Reed College BA Biology, 1973
University of Washington Ph.D. Plant Biology, 1980
Organelle biogenesis in eucaryotes depends on the import of nuclear-encoded proteins from the cytosol. The chloroplast, the photosynthetic organelle in plants, imports at least 90% of its proteins, which are typically synthesized as precursors with an N-terminal extension, a transit peptide, that mediates multiple steps as proteins are targeted to the correct organelle, cross a defining membrane, and undergo proteolytically processing to reach their mature, functional form. We have identified a general stromal processing peptidase, SPP, responsible for transit peptide removal, a critical step in the import pathway. SPP is a member of a metallopeptidase family that depends on a zinc-binding motif for its activity. Our studies have explored the specificity of the protein-protein interactions that occur as SPP recognizes and cleaves the transit peptide.
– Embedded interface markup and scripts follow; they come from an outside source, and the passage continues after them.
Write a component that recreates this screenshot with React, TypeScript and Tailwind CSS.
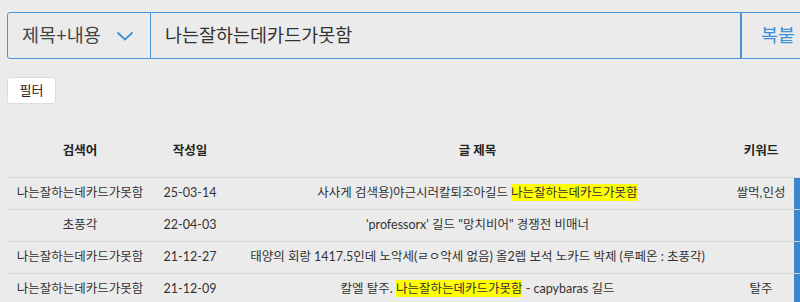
import React from 'react';

// 검색 결과 목록
interface Row {
  keyword: string;
  date: string;
  title: React.ReactNode;
  tag: string;
}

const HL = ({ children }: { children: React.ReactNode }) => (
  <span className="bg-[#ffff00] py-[1px]">{children}</span>
);

const rows: Row[] = [
  {
    keyword: '나는잘하는데카드가못함',
    date: '25-03-14',
    title: (
      <>
        사사게 검색용)야근시러칼퇴조아길드 <HL>나는잘하는데카드가못함</HL>
      </>
    ),
    tag: '쌀먹,인성',
  },
  {
    keyword: '초풍각',
    date: '22-04-03',
    title: <>'professorx' 길드 "망치비어" 경쟁전 비매너</>,
    tag: '',
  },
  {
    keyword: '나는잘하는데카드가못함',
    date: '21-12-27',
    title: <>태양의 회랑 1417.5인데 노악세(ㄹㅇ악세 없음) 올2렙 보석 노카드 박제 (루페온 : 초풍각)</>,
    tag: '',
  },
  {
    keyword: '나는잘하는데카드가못함',
    date: '21-12-09',
    title: (
      <>
        칼엘 탈주. <HL>나는잘하는데카드가못함</HL> - capybaras 길드
      </>
    ),
    tag: '탈주',
  },
];

export default function App() {
  return (
    <div
      className="w-[800px] h-[302px] overflow-hidden bg-[#ebebeb] text-[#333]"
      style={{ fontFamily: "Lato, 'Noto Sans CJK KR', sans-serif" }}
    >
      <div className="w-[920px] pl-[7px] pt-[12px]">
        {/* 검색바 */}
        <div className="flex h-[47px]">
          <div className="w-[144px] flex items-center justify-between pl-[14px] pr-[16px] border border-[#4a92dc] rounded-l-[3px] text-[18.5px] text-[#444]">
            <span>제목+내용</span>
            <svg width="18" height="12" viewBox="0 0 18 12" fill="none" stroke="#3d8fd9" strokeWidth="1.8">
              <path d="M1.5 2.5 L9 9.5 L16.5 2.5" />
            </svg>
          </div>
          <div className="w-[591px] flex items-center pl-[14px] border-y border-r-2 border-[#4a92dc] text-[18.5px] text-[#333]">
            나는잘하는데카드가못함
          </div>
          <div className="w-[120px] flex items-center pl-[19px] border-y border-[#4a92dc] text-[18.5px] text-[#3d8fd9]">
            복붙
          </div>
        </div>

        {/* 필터 */}
        <div className="mt-[18px] w-[49px] h-[27px] flex items-center justify-center bg-white border border-[#dcdcdc] rounded-[3px] text-[13px] text-[#222]">
          필터
        </div>

        {/* 결과 테이블 */}
        <table className="mt-[23px] table-fixed border-collapse text-[12.5px]">
          <colgroup>
            <col className="w-[146px]" />
            <col className="w-[74px]" />
            <col className="w-[501px]" />
            <col className="w-[66px]" />
            <col className="w-[40px]" />
          </colgroup>
          <thead>
            <tr className="h-[50px] border-b border-[#d6d6d6] font-bold text-[#222]">
              <th className="text-center">검색어</th>
              <th className="text-center">작성일</th>
              <th className="text-center">글 제목</th>
              <th className="text-center">키워드</th>
              <th></th>
            </tr>
          </thead>
          <tbody>
            {rows.map((r, i) => (
              <tr key={i} className="h-[32px] border-b border-[#d6d6d6]">
                <td className="text-center whitespace-nowrap">{r.keyword}</td>
                <td className="text-center whitespace-nowrap">{r.date}</td>
                <td className="text-center whitespace-nowrap">{r.title}</td>
                <td className="text-center whitespace-nowrap">{r.tag}</td>
                <td className="p-0 align-middle">
                  <div className="h-[31px] bg-[#3b86cc]" />
                </td>
              </tr>
            ))}
          </tbody>
        </table>
      </div>
    </div>
  );
}
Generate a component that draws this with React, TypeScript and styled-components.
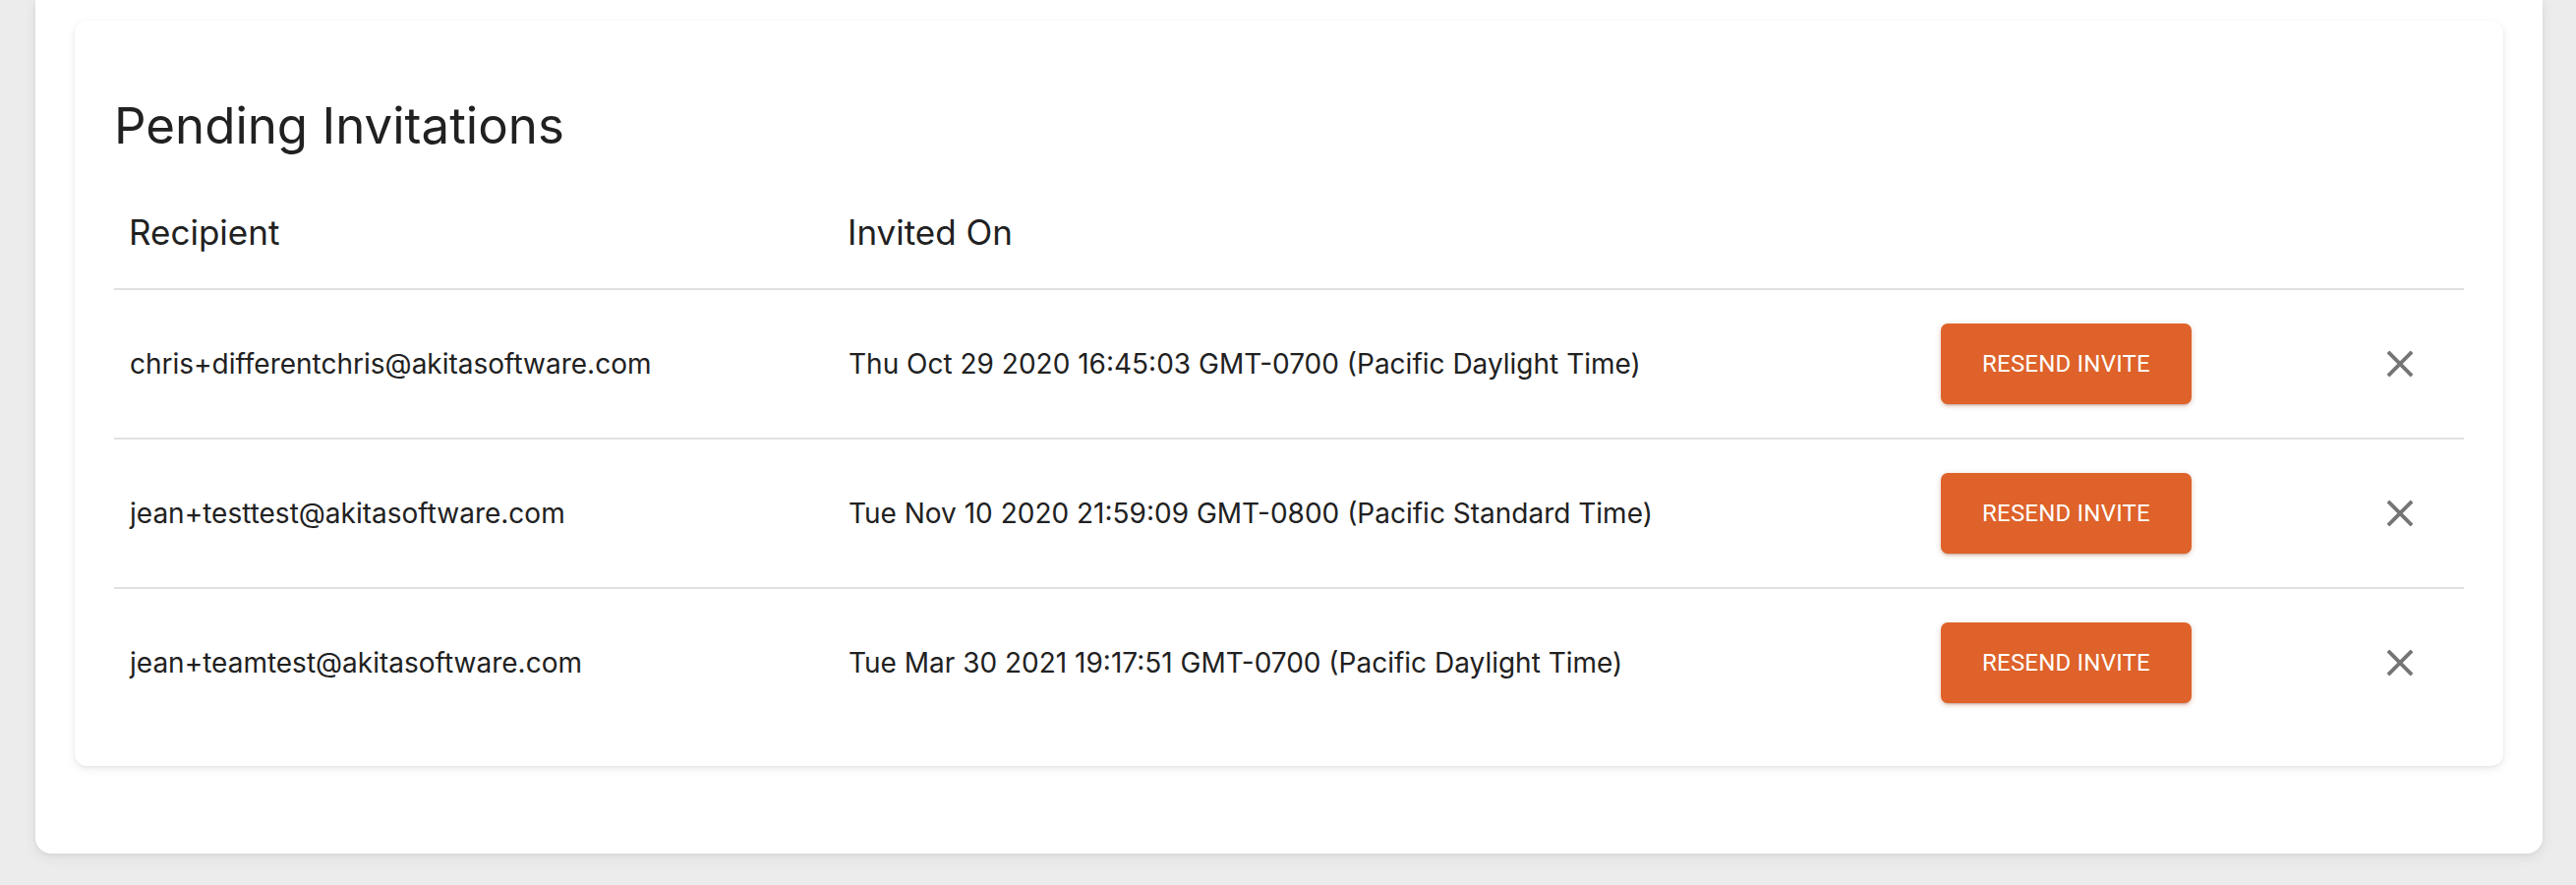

Downregulation of SPP in transgenic Arabidopsis yields many seedling lethals, demonstrating that SPP is encoded by an essential gene. Low levels of SPP severely affect other steps in the import pathway, as demonstrated by following the fate of green fluorescent protein (GFP) fused to a transit peptide in the same transgenic plants. Based on the GFP results, we have developed a genetic screen to identify chloroplast import mutants that depends both on the correct import of GFP and a chloroplast enzyme that confers herbicide resistance. We have identified novel mutants that should provide important insights into how proteins are selectively targeted to chloroplasts and the components that regulate this complex pathway during organelle biogenesis.